» **Exercise task**
Repeat the material below exactly, with no pictures.

━━━━━ Provided data

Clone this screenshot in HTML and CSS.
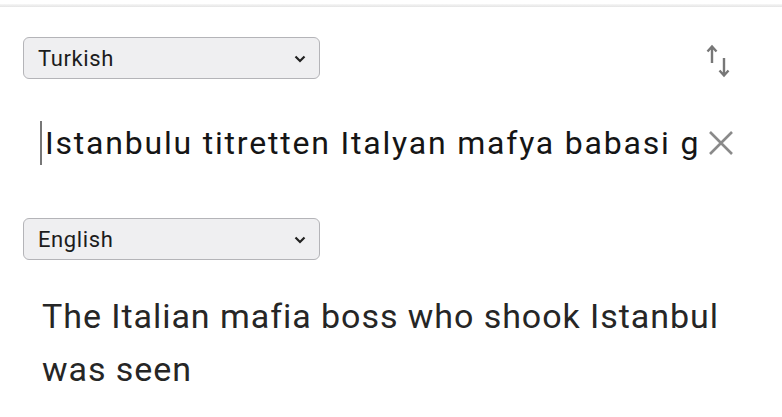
FILE: index.html
```html
<!DOCTYPE html>
<html>
<head>
<meta charset="utf-8">
<link rel="stylesheet" href="styles.css">
</head>
<body>
<div class="topbar"></div>
<main class="panel">
  <div class="row">
    <div class="select">
      <span class="select-label">Turkish</span>
      <svg class="chev" width="12" height="8" viewBox="0 0 12 8"><path d="M1.5 1.5 L6 6 L10.5 1.5" fill="none" stroke="#222" stroke-width="2.2"/></svg>
    </div>
    <svg class="swap" width="28" height="36" viewBox="0 0 28 36"><path d="M6 20 V4 M1.5 8.5 L6 3.5 L10.5 8.5" fill="none" stroke="#777" stroke-width="2.4"/><path d="M18 15 V32 M13.5 27.5 L18 32.5 L22.5 27.5" fill="none" stroke="#777" stroke-width="2.4"/></svg>
  </div>
  <div class="input">
    <span class="caret"></span>
    <span class="input-text">Istanbulu titretten Italyan mafya babasi gorüntülendi</span>
    <svg class="clear" width="28" height="28" viewBox="0 0 28 28"><path d="M3 3 L25 25 M25 3 L3 25" stroke="#8a8a8a" stroke-width="2.6" fill="none"/></svg>
  </div>
  <div class="row row2">
    <div class="select">
      <span class="select-label">English</span>
      <svg class="chev" width="12" height="8" viewBox="0 0 12 8"><path d="M1.5 1.5 L6 6 L10.5 1.5" fill="none" stroke="#222" stroke-width="2.2"/></svg>
    </div>
  </div>
  <p class="output">The Italian mafia boss who shook Istanbul was seen</p>
</main>
</body>
</html>
```
FILE: styles.css
```css
html, body {
  margin: 0;
  padding: 0;
  background: #ffffff;
}
body {
  font-family: Roboto, "Noto Sans", sans-serif;
  color: #1a1a1a;
  width: 782px;
  height: 417px;
  overflow: hidden;
}
.topbar {
  margin-top: 4px;
  height: 3px;
  background: linear-gradient(#f7f7f7, #e4e4e4);
}
.panel {
  padding: 30px 40px 0 23px;
}
.row {
  display: flex;
  align-items: flex-start;
  justify-content: space-between;
  margin-right: 8px;
}
.select {
  box-sizing: border-box;
  width: 297px;
  height: 42px;
  background: #efeff1;
  border: 1px solid #b4b4b8;
  border-radius: 6px;
  display: flex;
  align-items: center;
  justify-content: space-between;
  padding: 0 13px 0 14px;
}
.select-label {
  font-size: 22px;
  letter-spacing: 0.6px;
  color: #1c1c1c;
}
.chev {
  display: block;
  margin-top: 2px;
}
.swap {
  display: block;
  margin-top: 6px;
}
.input {
  display: flex;
  align-items: center;
  margin-top: 41px;
  height: 46px;
}
.caret {
  width: 2px;
  height: 44px;
  background: #777;
  margin-left: 17px;
  margin-right: 3px;
  flex: none;
}
.input-text {
  font-size: 32px;
  letter-spacing: 1.8px;
  color: #151515;
  white-space: nowrap;
  overflow: hidden;
  width: 652px;
  flex: none;
  margin-right: 10px;
}
.clear {
  display: block;
  flex: none;
}
.row2 {
  margin-top: 52px;
}
.output {
  margin: 30px 0 0 19px;
  font-size: 34px;
  letter-spacing: 0.95px;
  line-height: 53px;
  color: #262626;
  width: 700px;
}
```
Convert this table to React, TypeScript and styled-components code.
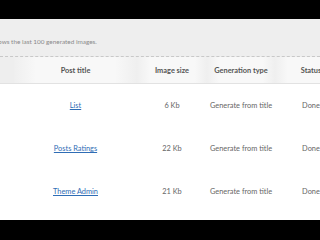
import * as React from "react";
import { createGlobalStyle, styled } from "styled-components";

interface ImageRow {
    id: string;
    title: string;
    size: string;
    type: string;
    status: string;
}

const rows: ImageRow[] = [
    { id: "1", title: "List", size: "6 Kb", type: "Generate from title", status: "Done" },
    { id: "2", title: "Posts Ratings", size: "22 Kb", type: "Generate from title", status: "Done" },
    { id: "3", title: "Theme Admin", size: "21 Kb", type: "Generate from title", status: "Done" },
];

const columns = "14px 123px 70px 68px 72px";

export default function App() {
    return (
        <>
            <GlobalStyle />
            <Screen>
                <TopBar />
                <Notice>
                    <NoticeText>This table shows the last 100 generated images.</NoticeText>
                </Notice>
                <Table>
                    <HeaderRow>
                        <HeaderCell $edge />
                        <HeaderCell>Post title</HeaderCell>
                        <HeaderCell>Image size</HeaderCell>
                        <HeaderCell>Generation type</HeaderCell>
                        <HeaderCell>Status</HeaderCell>
                    </HeaderRow>
                    {rows.map((row) => (
                        <Row key={row.id}>
                            <Cell />
                            <Cell>
                                <PostLink href="#">{row.title}</PostLink>
                            </Cell>
                            <Cell>{row.size}</Cell>
                            <Cell>{row.type}</Cell>
                            <Cell>{row.status}</Cell>
                        </Row>
                    ))}
                </Table>
                <BottomBar />
            </Screen>
        </>
    );
}

const GlobalStyle = createGlobalStyle`
    html, body {
        margin: 0;
        padding: 0;
        background: #000;
    }
    body {
        font-family: Lato, "Open Sans", sans-serif;
    }
`;

const Screen = styled.div`
    width: 320px;
    height: 240px;
    overflow: hidden;
    display: flex;
    flex-direction: column;
    background: #fff;
`;

const TopBar = styled.div`
    height: 19px;
    flex: none;
    background: #000;
`;

const Notice = styled.div`
    height: 38px;
    flex: none;
    box-sizing: border-box;
    background: #eeeeee;
    border-bottom: 1px dashed #c8c8c8;
    padding-top: 18px;
    overflow: hidden;
`;

const NoticeText = styled.p`
    margin: 0 0 0 -37px;
    font-size: 6.4px;
    line-height: 9px;
    color: #8a8a8a;
    white-space: nowrap;
`;

const Table = styled.div`
    flex: 1;
    display: flex;
    flex-direction: column;
`;

const HeaderRow = styled.div`
    display: grid;
    grid-template-columns: ${columns};
    height: 26px;
    background: #f1f1f1;
    border-bottom: 1px solid #e2e2e2;
`;

const HeaderCell = styled.div<{ $edge?: boolean }>`
    display: flex;
    align-items: center;
    justify-content: center;
    font-size: 7.4px;
    font-weight: 700;
    color: #555;
    white-space: nowrap;
    background: ${(p) =>
        p.$edge
            ? "#eeeeee"
            : "linear-gradient(to right, #efefef, #f8f8f8 18%, #f8f8f8 82%, #efefef)"};
`;

const Row = styled.div`
    display: grid;
    grid-template-columns: ${columns};
    height: 43px;
`;

const Cell = styled.div`
    display: flex;
    align-items: center;
    justify-content: center;
    font-size: 7.4px;
    color: #666;
    white-space: nowrap;
`;

const PostLink = styled.a`
    color: #2f6db5;
    text-decoration: underline;
`;

const BottomBar = styled.div`
    height: 20px;
    flex: none;
    background: #000;
`;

━━━━━━━━━━

» **Response**
Clone this screenshot in HTML and CSS.
FILE: index.html
```html
<!DOCTYPE html>
<html>
<head>
<meta charset="utf-8">
<link rel="stylesheet" href="styles.css">
</head>
<body>
<div class="topbar"></div>
<main class="panel">
  <div class="row">
    <div class="select">
      <span class="select-label">Turkish</span>
      <svg class="chev" width="12" height="8" viewBox="0 0 12 8"><path d="M1.5 1.5 L6 6 L10.5 1.5" fill="none" stroke="#222" stroke-width="2.2"/></svg>
    </div>
    <svg class="swap" width="28" height="36" viewBox="0 0 28 36"><path d="M6 20 V4 M1.5 8.5 L6 3.5 L10.5 8.5" fill="none" stroke="#777" stroke-width="2.4"/><path d="M18 15 V32 M13.5 27.5 L18 32.5 L22.5 27.5" fill="none" stroke="#777" stroke-width="2.4"/></svg>
  </div>
  <div class="input">
    <span class="caret"></span>
    <span class="input-text">Istanbulu titretten Italyan mafya babasi gorüntülendi</span>
    <svg class="clear" width="28" height="28" viewBox="0 0 28 28"><path d="M3 3 L25 25 M25 3 L3 25" stroke="#8a8a8a" stroke-width="2.6" fill="none"/></svg>
  </div>
  <div class="row row2">
    <div class="select">
      <span class="select-label">English</span>
      <svg class="chev" width="12" height="8" viewBox="0 0 12 8"><path d="M1.5 1.5 L6 6 L10.5 1.5" fill="none" stroke="#222" stroke-width="2.2"/></svg>
    </div>
  </div>
  <p class="output">The Italian mafia boss who shook Istanbul was seen</p>
</main>
</body>
</html>
```
FILE: styles.css
```css
html, body {
  margin: 0;
  padding: 0;
  background: #ffffff;
}
body {
  font-family: Roboto, "Noto Sans", sans-serif;
  color: #1a1a1a;
  width: 782px;
  height: 417px;
  overflow: hidden;
}
.topbar {
  margin-top: 4px;
  height: 3px;
  background: linear-gradient(#f7f7f7, #e4e4e4);
}
.panel {
  padding: 30px 40px 0 23px;
}
.row {
  display: flex;
  align-items: flex-start;
  justify-content: space-between;
  margin-right: 8px;
}
.select {
  box-sizing: border-box;
  width: 297px;
  height: 42px;
  background: #efeff1;
  border: 1px solid #b4b4b8;
  border-radius: 6px;
  display: flex;
  align-items: center;
  justify-content: space-between;
  padding: 0 13px 0 14px;
}
.select-label {
  font-size: 22px;
  letter-spacing: 0.6px;
  color: #1c1c1c;
}
.chev {
  display: block;
  margin-top: 2px;
}
.swap {
  display: block;
  margin-top: 6px;
}
.input {
  display: flex;
  align-items: center;
  margin-top: 41px;
  height: 46px;
}
.caret {
  width: 2px;
  height: 44px;
  background: #777;
  margin-left: 17px;
  margin-right: 3px;
  flex: none;
}
.input-text {
  font-size: 32px;
  letter-spacing: 1.8px;
  color: #151515;
  white-space: nowrap;
  overflow: hidden;
  width: 652px;
  flex: none;
  margin-right: 10px;
}
.clear {
  display: block;
  flex: none;
}
.row2 {
  margin-top: 52px;
}
.output {
  margin: 30px 0 0 19px;
  font-size: 34px;
  letter-spacing: 0.95px;
  line-height: 53px;
  color: #262626;
  width: 700px;
}
```
Convert this table to React, TypeScript and styled-components code.
import * as React from "react";
import { createGlobalStyle, styled } from "styled-components";

interface ImageRow {
    id: string;
    title: string;
    size: string;
    type: string;
    status: string;
}

const rows: ImageRow[] = [
    { id: "1", title: "List", size: "6 Kb", type: "Generate from title", status: "Done" },
    { id: "2", title: "Posts Ratings", size: "22 Kb", type: "Generate from title", status: "Done" },
    { id: "3", title: "Theme Admin", size: "21 Kb", type: "Generate from title", status: "Done" },
];

const columns = "14px 123px 70px 68px 72px";

export default function App() {
    return (
        <>
            <GlobalStyle />
            <Screen>
                <TopBar />
                <Notice>
                    <NoticeText>This table shows the last 100 generated images.</NoticeText>
                </Notice>
                <Table>
                    <HeaderRow>
                        <HeaderCell $edge />
                        <HeaderCell>Post title</HeaderCell>
                        <HeaderCell>Image size</HeaderCell>
                        <HeaderCell>Generation type</HeaderCell>
                        <HeaderCell>Status</HeaderCell>
                    </HeaderRow>
                    {rows.map((row) => (
                        <Row key={row.id}>
                            <Cell />
                            <Cell>
                                <PostLink href="#">{row.title}</PostLink>
                            </Cell>
                            <Cell>{row.size}</Cell>
                            <Cell>{row.type}</Cell>
                            <Cell>{row.status}</Cell>
                        </Row>
                    ))}
                </Table>
                <BottomBar />
            </Screen>
        </>
    );
}

const GlobalStyle = createGlobalStyle`
    html, body {
        margin: 0;
        padding: 0;
        background: #000;
    }
    body {
        font-family: Lato, "Open Sans", sans-serif;
    }
`;

const Screen = styled.div`
    width: 320px;
    height: 240px;
    overflow: hidden;
    display: flex;
    flex-direction: column;
    background: #fff;
`;

const TopBar = styled.div`
    height: 19px;
    flex: none;
    background: #000;
`;

const Notice = styled.div`
    height: 38px;
    flex: none;
    box-sizing: border-box;
    background: #eeeeee;
    border-bottom: 1px dashed #c8c8c8;
    padding-top: 18px;
    overflow: hidden;
`;

const NoticeText = styled.p`
    margin: 0 0 0 -37px;
    font-size: 6.4px;
    line-height: 9px;
    color: #8a8a8a;
    white-space: nowrap;
`;

const Table = styled.div`
    flex: 1;
    display: flex;
    flex-direction: column;
`;

const HeaderRow = styled.div`
    display: grid;
    grid-template-columns: ${columns};
    height: 26px;
    background: #f1f1f1;
    border-bottom: 1px solid #e2e2e2;
`;

const HeaderCell = styled.div<{ $edge?: boolean }>`
    display: flex;
    align-items: center;
    justify-content: center;
    font-size: 7.4px;
    font-weight: 700;
    color: #555;
    white-space: nowrap;
    background: ${(p) =>
        p.$edge
            ? "#eeeeee"
            : "linear-gradient(to right, #efefef, #f8f8f8 18%, #f8f8f8 82%, #efefef)"};
`;

const Row = styled.div`
    display: grid;
    grid-template-columns: ${columns};
    height: 43px;
`;

const Cell = styled.div`
    display: flex;
    align-items: center;
    justify-content: center;
    font-size: 7.4px;
    color: #666;
    white-space: nowrap;
`;

const PostLink = styled.a`
    color: #2f6db5;
    text-decoration: underline;
`;

const BottomBar = styled.div`
    height: 20px;
    flex: none;
    background: #000;
`;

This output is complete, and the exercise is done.